Friday, September 29th: Dr. Lifeng Lin, Florida State University
214 Duxbury Hall, 10:00am
Title: Predictive Treatment Ranking in Bayesian Network Meta-analysis
Abstract: Network meta-analysis (NMA) is an important tool to provide high-quality evidence about available treatments' benefits and harms for comparative effectiveness research. Compared with conventional meta-analyses that synthesize related studies for pairs of treatments separately, an NMA uses both direct and indirect evidence to simultaneously compare all available treatments for a certain disease. It is of primary interest for clinicians to rank these treatments and select the optimal ones for patients. Various methods have been proposed to evaluate treatment ranking; among them, the mean rank and the so-called surface under the cumulative ranking curve (SUCRA) are widely used in current practice of NMAs. However, these measures only summarize treatment ranks among the studies collected in the NMA; due to heterogeneity between studies, they cannot predict treatment ranks in a future study and thus may not be directly applied to healthcare for new patients. We propose innovative measures to predict treatment ranks by accounting for the heterogeneity between the existing studies in an NMA and a new study. They are the counterparts of the mean rank and the SUCRA under the new study setting. We use two illustrative examples and a simulation study to evaluate the performance of the proposed measures.

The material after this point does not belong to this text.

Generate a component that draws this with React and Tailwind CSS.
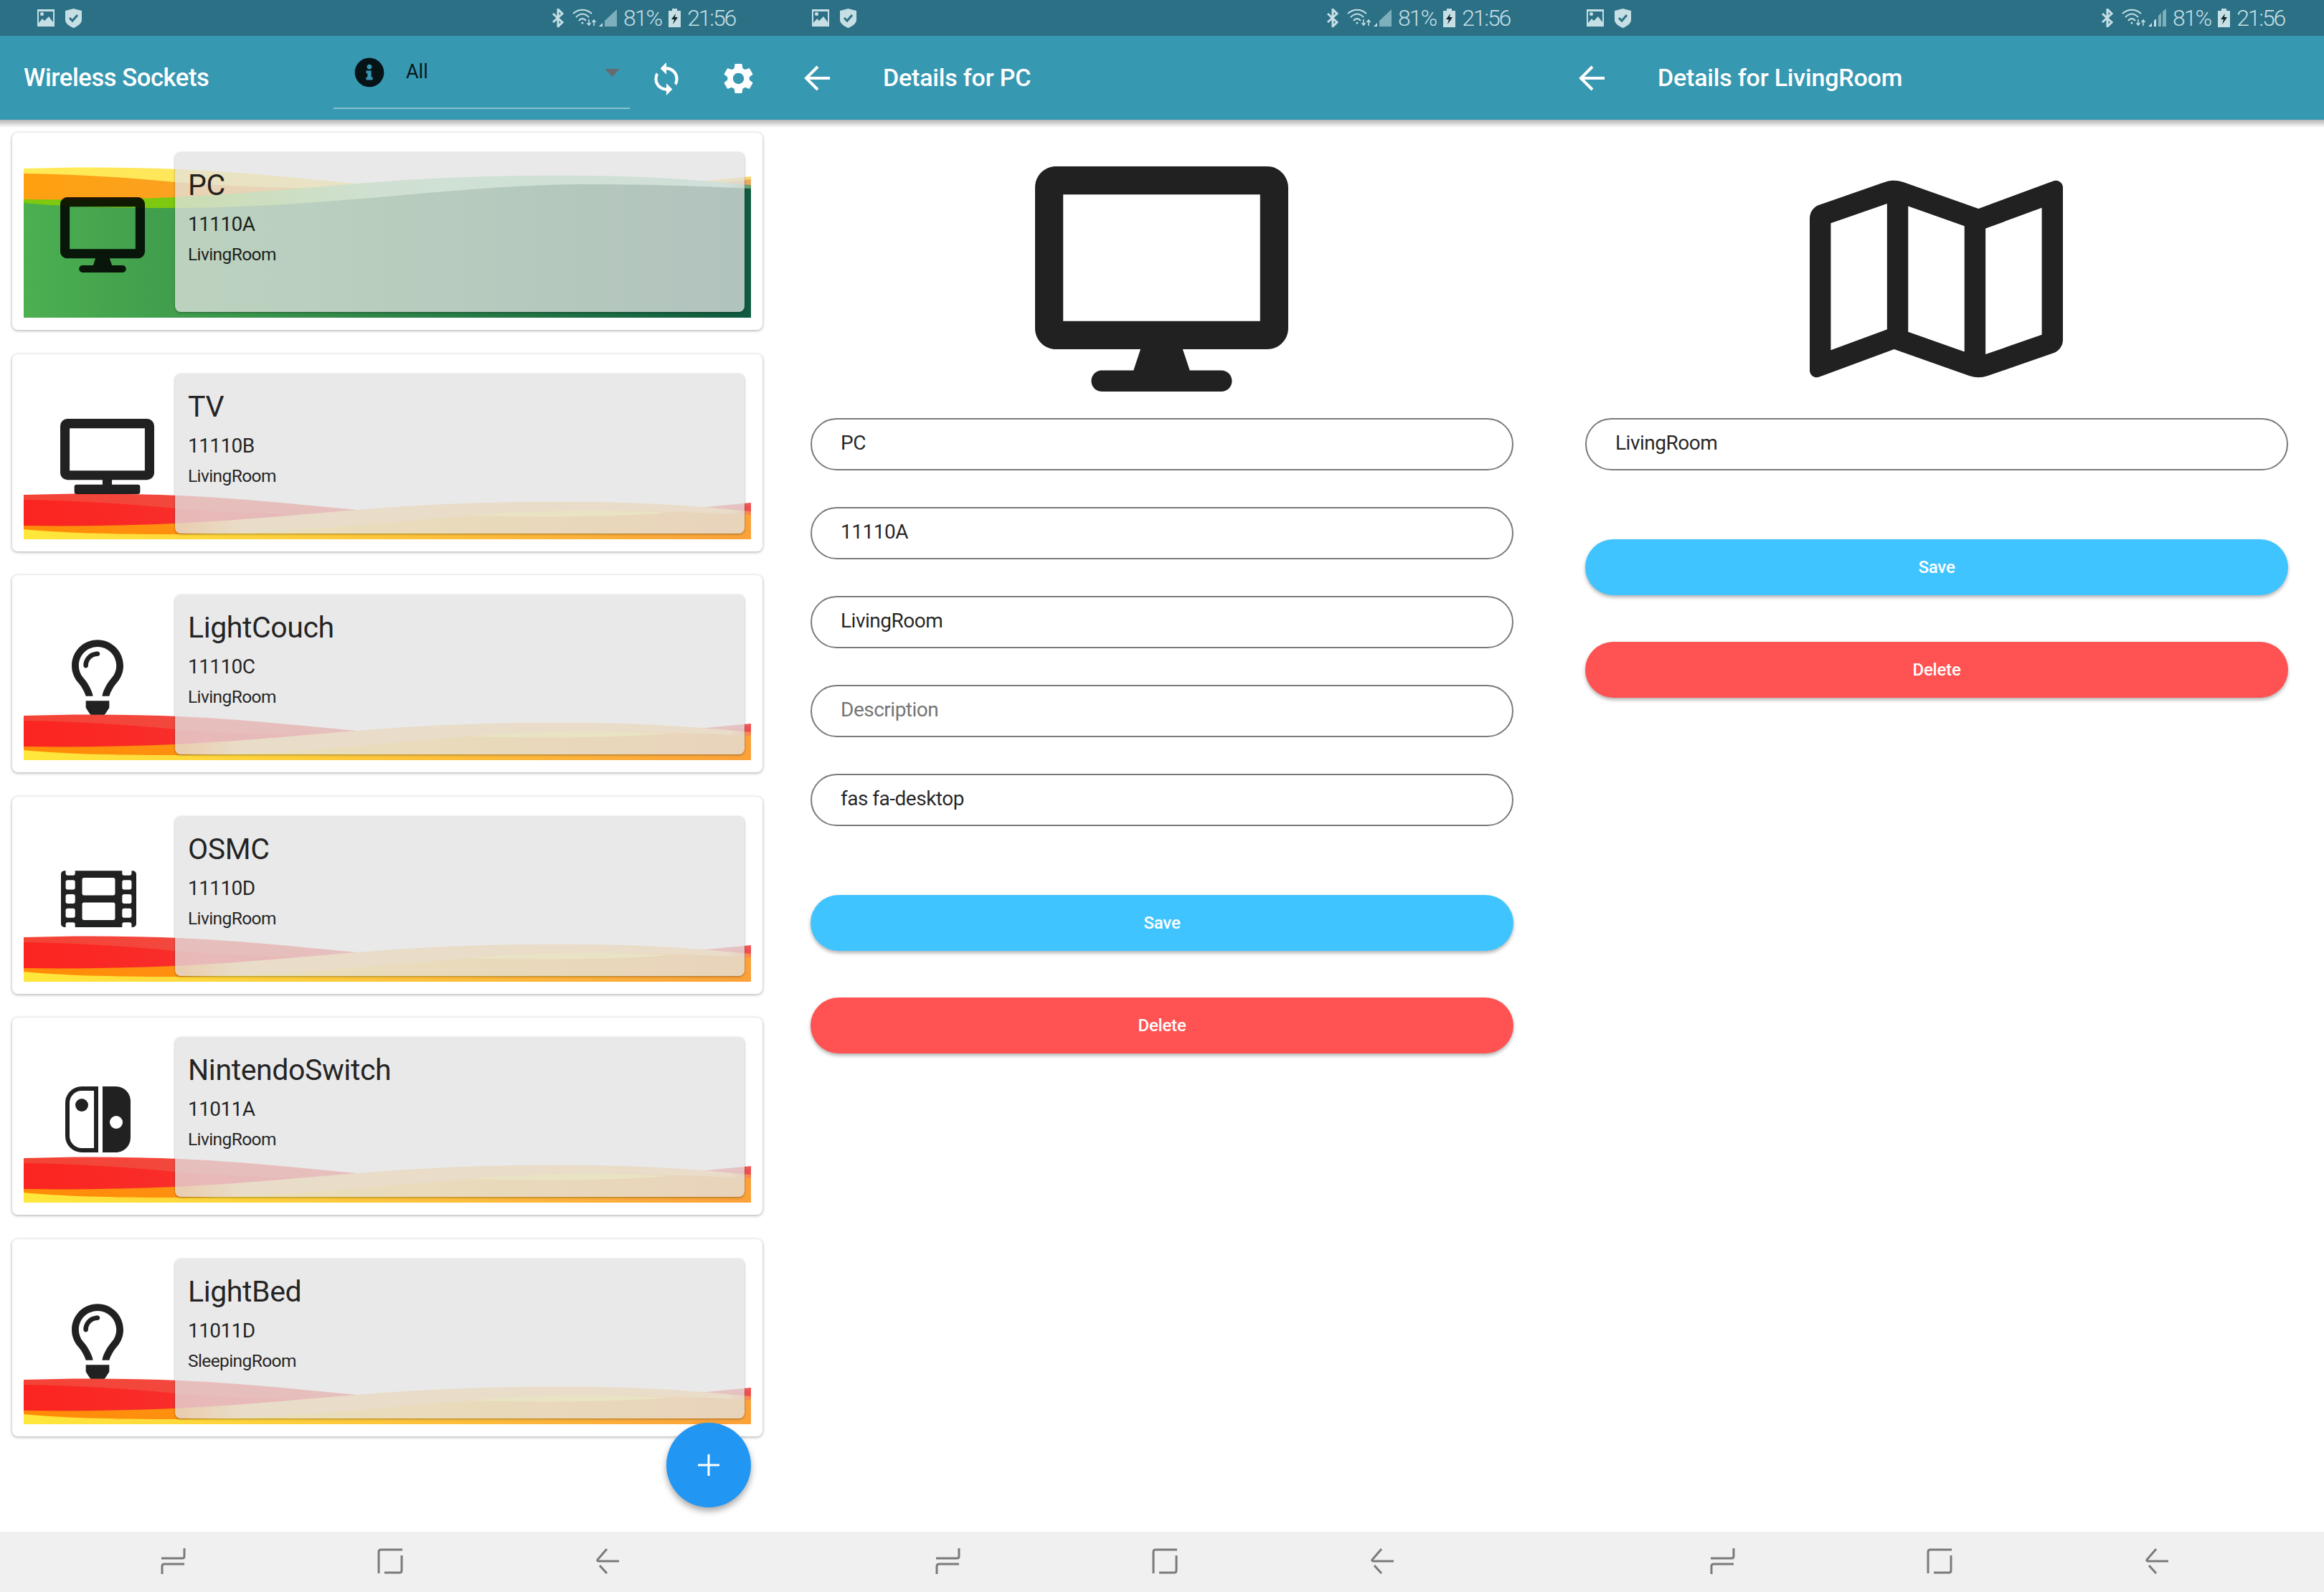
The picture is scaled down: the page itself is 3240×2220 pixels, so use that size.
import React from "react";
import { FaDesktop, FaTv, FaRegLightbulb, FaFilm, FaInfoCircle, FaRegMap } from "react-icons/fa";
import { MdSync, MdSettings } from "react-icons/md";

const THEMES = {
  green: {
    id: "g",
    layers: [
      [[0, "#ffeb55"], [1, "#fbd56e"]],
      [[0, "#ffa00f"], [1, "#e9a860"]],
      [[0, "#7cc90f"], [0.21, "#7cc90f"], [0.5, "#90d8a0"], [0.97, "#94d9b7"], [1, "#66996a"]],
      [[0, "#4caf50"], [1, "#0f5a40"]],
    ],
  },
  red: {
    id: "r",
    band: "#ffe664",
    layers: [
      [[0, "#f44336"], [1, "#ef5a5a"]],
      [[0, "#fb2420"], [1, "#ee5050"]],
      [[0, "#ff8c08"], [0.22, "#ff9010"], [0.3, "#ffc871"], [0.97, "#ffc871"], [1, "#f5804a"]],
      [[0, "#ffe83b"], [0.5, "#fdc53c"], [1, "#fba13a"]],
    ],
  },
};

// react-icons has no FA nintendo switch, so this one is drawn
const SwitchIcon = () => (
  <svg className="ml-[74px] h-[105px] w-[92px]" viewBox="0 0 92 105">
    <path d="M43 9H23C12 9 3 18 3 29V75C3 86 12 95 23 95H43Z" fill="none" stroke="currentColor" strokeWidth="6" />
    <circle cx="23" cy="32" r="9" fill="currentColor" />
    <path d="M52 6H70C82 6 91 15 91 27V77C91 89 82 98 70 98H52Z" fill="currentColor" />
    <circle cx="71" cy="56" r="9" fill="#fff" />
  </svg>
);

const SOCKETS = [
  { name: "PC", code: "11110A", room: "LivingRoom", on: true, icon: <FaDesktop className="ml-[67px] h-[105px] w-[118px]" /> },
  { name: "TV", code: "11110B", room: "LivingRoom", icon: <FaTv className="ml-[67px] h-[105px] w-[131px]" /> },
  { name: "LightCouch", code: "11110C", room: "LivingRoom", icon: <FaRegLightbulb className="ml-[83px] h-[105px] w-[72px]" /> },
  { name: "OSMC", code: "11110D", room: "LivingRoom", icon: <FaFilm className="ml-[68px] h-[105px] w-[105px]" /> },
  { name: "NintendoSwitch", code: "11011A", room: "LivingRoom", icon: <SwitchIcon /> },
  { name: "LightBed", code: "11011D", room: "SleepingRoom", icon: <FaRegLightbulb className="ml-[83px] h-[105px] w-[72px]" /> },
];

const LAYERS = [
  "M0 2 C90 -1 200 0 300 8 C430 18 520 32 640 34 C780 36 900 24 1014 13 V210 H0 Z",
  "M0 9 C80 10 150 15 211 21 C320 30 480 32 620 32 C740 34 800 33 862 30 C930 27 980 22 1014 17 V210 H0 Z",
  "M0 45 C70 46 140 45 211 42 C320 37 420 26 518 19 C620 12 720 11 790 12 C880 13 950 19 1014 25 V210 H0 Z",
  "M0 50 C50 55 120 57 211 57 C340 57 470 44 587 34 C660 28 720 24 790 24 C880 24 950 27 1014 30 V210 H0 Z",
];

const BAND = "M620 31 C680 26 730 24 790 24 C830 24 870 25 900 27 C840 32 740 34 620 31 Z";

const Wave = ({ on }) => {
  const theme = on ? THEMES.green : THEMES.red;
  const height = on ? 210 : 64;
  return (
    <svg
      className="absolute left-4 bottom-[17px] w-[1014px]"
      height={height}
      viewBox={`0 0 1014 ${height}`}
      preserveAspectRatio="none"
    >
      <defs>
        {theme.layers.map((stops, i) => (
          <linearGradient key={i} id={`${theme.id}${i}`} x1="0" y1="0" x2="1" y2="0">
            {stops.map(([offset, color]) => (
              <stop key={offset} offset={offset} stopColor={color} />
            ))}
          </linearGradient>
        ))}
      </defs>
      {LAYERS.map((d, i) => (
        <path key={i} d={d} fill={`url(#${theme.id}${i})`} />
      ))}
      {theme.band && <path d={BAND} fill={theme.band} />}
    </svg>
  );
};

const SocketCard = ({ socket }) => (
  <div className="relative h-[275px] rounded-lg bg-white shadow-[0_1px_4px_rgba(0,0,0,0.35)]">
    <Wave on={socket.on} />
    <div className="relative flex pt-[27px]">
      <div className="w-[227px] pt-[63px] text-black/[0.87]">{socket.icon}</div>
      <div className="h-[223px] w-[794px] rounded-lg bg-[#e2e2e2]/[0.77] pl-[18px] pt-[22px] text-black/[0.87] shadow-[0_1px_3px_rgba(0,0,0,0.35)]">
        <div className="text-[41px] leading-[48px] tracking-[-0.4px]">{socket.name}</div>
        <div className="mt-[14px] text-[28px] leading-[34px] tracking-[-0.6px]">{socket.code}</div>
        <div className="mt-[10px] text-[24.5px] leading-[30px] tracking-[-0.6px]">{socket.room}</div>
      </div>
    </div>
  </div>
);

const StatusBar = ({ bars }) => (
  <div className="flex h-[50px] items-center justify-between bg-[#2b7085] pl-[51px] pr-[55px] text-[#c6dfe5]">
    <div className="flex items-center gap-[14px]">
      <svg width="26" height="26" viewBox="0 0 26 26">
        <path d="M1 1H25V25H1Z" fill="#c6dfe5" />
        <path d="M3 4H23V19L17 11L11 17L8 14L3 20Z" fill="#2b7085" />
        <circle cx="7.5" cy="7.5" r="2.5" fill="#c6dfe5" />
      </svg>
      <svg width="23" height="27" viewBox="0 0 23 27">
        <path d="M11.5 0L23 3V16C23 21 16 25 11.5 27C7 25 0 21 0 16V3Z" fill="#c6dfe5" />
        <path d="M6 13L10 17L17 9" fill="none" stroke="#2b7085" strokeWidth="3" />
      </svg>
    </div>
    <div className="flex items-center">
      <svg width="18" height="26" viewBox="0 0 18 26">
        <path d="M2 7L15 19L9 25V1L15 7L2 19" fill="none" stroke="#c6dfe5" strokeWidth="3" />
      </svg>
      <svg className="ml-[11px]" width="34" height="26" viewBox="0 0 34 26" fill="none" stroke="#c6dfe5" strokeWidth="2">
        <path d="M1 7C9 0 19 0 27 7" />
        <path d="M5 12C11 6 17 6 23 12" />
        <path d="M9 17C12 13 16 13 19 17" />
        <circle cx="14" cy="20" r="1.5" fill="#c6dfe5" stroke="none" />
        <path d="M23 15V23M20.500 20L23 23L25.500 20" strokeWidth="1.500" />
        <path d="M30 24V16M27.500 19L30 16L32.500 19" strokeWidth="1.500" />
      </svg>
      {bars ? (
        <svg className="ml-[3px]" width="25" height="26" viewBox="0 0 25 26">
          <path d="M0 25L5 20V25Z" fill="#c6dfe5" />
          <path d="M8 25V17L11 14V25Z" fill="#c6dfe5" />
          <path d="M14 25V10L18 6V25Z" fill="#7db0bc" />
          <path d="M20 25V4L25 0V25Z" fill="#7db0bc" />
        </svg>
      ) : (
        <svg className="ml-[3px]" width="25" height="26" viewBox="0 0 25 26">
          <path d="M0 25L5 20V25Z" fill="#c6dfe5" />
          <path d="M8 25V17L25 1V25Z" fill="#7db0bc" />
        </svg>
      )}
      <span className="ml-[9px] text-[32px] font-light leading-none tracking-[-2px]">81%</span>
      <svg className="ml-[10px]" width="17" height="26" viewBox="0 0 17 26">
        <path d="M5 0H12V3H17V26H0V3H5Z" fill="#c6dfe5" />
        <path d="M10 7L4 15H8L6 22L13 12H9Z" fill="#10242a" />
      </svg>
      <span className="ml-[9px] text-[32px] font-light leading-none tracking-[-2.2px]">21:56</span>
    </div>
  </div>
);

const NavBar = () => (
  <div className="flex h-[84px] items-center gap-[261px] bg-[#f0f0f0] pb-[3px] pl-[223px]">
    <svg width="40" height="40" viewBox="0 0 40 40" fill="none" stroke="#7a7a7a" strokeWidth="3">
      <path d="M34 2V13Q34 16 31 16H2" />
      <path d="M34 24H6Q3 24 3 27V38" />
    </svg>
    <svg width="40" height="40" viewBox="0 0 40 40" fill="none" stroke="#7a7a7a" strokeWidth="3">
      <path d="M37 4H7Q4 4 4 7V37" />
      <path d="M36 12V33Q36 36 33 36H12" />
    </svg>
    <svg width="40" height="40" viewBox="0 0 40 40" fill="none" stroke="#7a7a7a" strokeWidth="3">
      <path d="M21 3L8 18Q7 20 10 20H38" />
      <path d="M11 26L21 37" />
    </svg>
  </div>
);

const Panel = ({ bars, header, children }) => (
  <div className="flex h-[2220px] flex-col bg-white">
    <StatusBar bars={bars} />
    <div className="flex h-[117px] items-center bg-[#3798b1] text-white">{header}</div>
    <div className="relative flex-1">
      {children}
      {/* header shadow, a strip so it runs on unbroken from panel to panel */}
      <div className="absolute inset-x-0 top-0 h-[11px] bg-gradient-to-b from-black/30 to-transparent" />
    </div>
    <NavBar />
  </div>
);

const DetailHeader = ({ title }) => (
  <>
    <svg className="ml-[40px]" width="38" height="38" viewBox="0 0 38 38" fill="none" stroke="#fff" strokeWidth="4">
      <path d="M37 19H4" />
      <path d="M20 3L4 19L20 35" />
    </svg>
    <span className="ml-[73px] text-[34px] font-medium tracking-[-0.2px]">{title}</span>
  </>
);

const Field = ({ value, placeholder }) => (
  <div
    className={`flex h-[73px] items-center rounded-full border-2 border-[#7a7a7a] pb-[3px] pl-[40px] text-[28px] tracking-[-0.5px] ${
      placeholder ? "text-[#757575]" : "text-black/[0.87]"
    }`}
  >
    {value || placeholder}
  </div>
);

const Buttons = () => (
  <div className="mt-[96px] flex flex-col gap-[65px]">
    <button className="h-[78px] rounded-full bg-[#40c4ff] pb-[1px] text-[24px] font-medium tracking-[-0.2px] text-white shadow-[0_3px_5px_rgba(0,0,0,0.3)]">
      Save
    </button>
    <button className="h-[78px] rounded-full bg-[#ff5252] pb-[1px] text-[24px] font-medium tracking-[-0.2px] text-white shadow-[0_3px_5px_rgba(0,0,0,0.3)]">
      Delete
    </button>
  </div>
);

const DetailBody = ({ icon, children }) => (
  <div className="flex flex-col px-[50px] pt-[64px]">
    <div className="flex justify-center pr-[2px] text-[#212121]">{icon}</div>
    <div className="mt-[36px] flex flex-col gap-[51px]">{children}</div>
    <Buttons />
  </div>
);

const App = () => (
  <div className="grid w-[3240px] grid-cols-3 font-['Roboto',sans-serif]">
    <Panel
      header={
        <>
          <span className="ml-[33px] w-[432px] text-[34.5px] font-medium tracking-[-0.4px]">Wireless Sockets</span>
          <div className="relative flex h-[117px] w-[413px] pl-[29px] pt-[30px]">
            <FaInfoCircle className="h-[42px] w-[42px] text-black/[0.87]" />
            <span className="ml-[30px] mt-[2px] text-[27px] leading-[36px] text-black/[0.87]">All</span>
            <div className="absolute left-0 top-[100px] h-[2px] w-[413px] bg-white/40" />
            <svg className="absolute right-[14px] top-[46px]" width="21" height="11" viewBox="0 0 21 11">
              <path d="M0 0H21L10.500 11Z" fill="#656b70" />
            </svg>
          </div>
          <MdSync className="ml-[26px] mt-[2px] h-[50px] w-[50px]" />
          <MdSettings className="ml-[50px] mt-[2px] h-[51px] w-[51px]" />
        </>
      }
    >
      <div className="flex flex-col gap-[33.600px] px-[17px] pt-[18px]">
        {SOCKETS.map((socket) => (
          <SocketCard key={socket.name} socket={socket} />
        ))}
      </div>
      <button className="absolute bottom-[34px] right-[33px] flex h-[118px] w-[118px] items-center justify-center rounded-full bg-[#2196f3] shadow-[0_5px_10px_rgba(0,0,0,0.35)]">
        <svg width="30" height="30" viewBox="0 0 30 30" stroke="#fff" strokeWidth="3">
          <path d="M15 0V30M0 15H30" />
        </svg>
      </button>
    </Panel>

    <Panel header={<DetailHeader title="Details for PC" />}>
      <DetailBody icon={<FaDesktop className="h-[316px] w-[353px]" />}>
        <Field value="PC" />
        <Field value="11110A" />
        <Field value="LivingRoom" />
        <Field placeholder="Description" />
        <Field value="fas fa-desktop" />
      </DetailBody>
    </Panel>

    <Panel bars header={<DetailHeader title="Details for LivingRoom" />}>
      <DetailBody icon={<FaRegMap className="h-[316px] w-[353px]" />}>
        <Field value="LivingRoom" />
      </DetailBody>
    </Panel>
  </div>
);

export default App;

Friday, September 13th: Dr. Gongjun Xu, University of Michigan
204 Duxbury Hall, 10:00am
Title: Identifiability of Restricted Latent Class Models
Abstract: Latent class models have wide applications in social and biological sciences. In many applications, pre-specified restrictions are imposed on the parameter space of latent class models, through a design matrix, to reflect practitioners' diagnostic assumptions about how the observed responses depend on the respondents' latent traits. Though widely used in various fields, such restricted latent class models suffer from nonidentifiability due to the models' discrete nature and complex restricted structure. This talk addresses the fundamental identifiability issue of restricted latent class models by developing a general framework for strict and partial identifiability of the model parameters. The developed identifiability conditions only depend on the design matrix and are easily checkable, which provides useful practical guidelines for designing statistically valid diagnostic tests. Furthermore, the new theoretical framework is applied to establish, for the first time, the identifiability of several designs from cognitive diagnosis applications.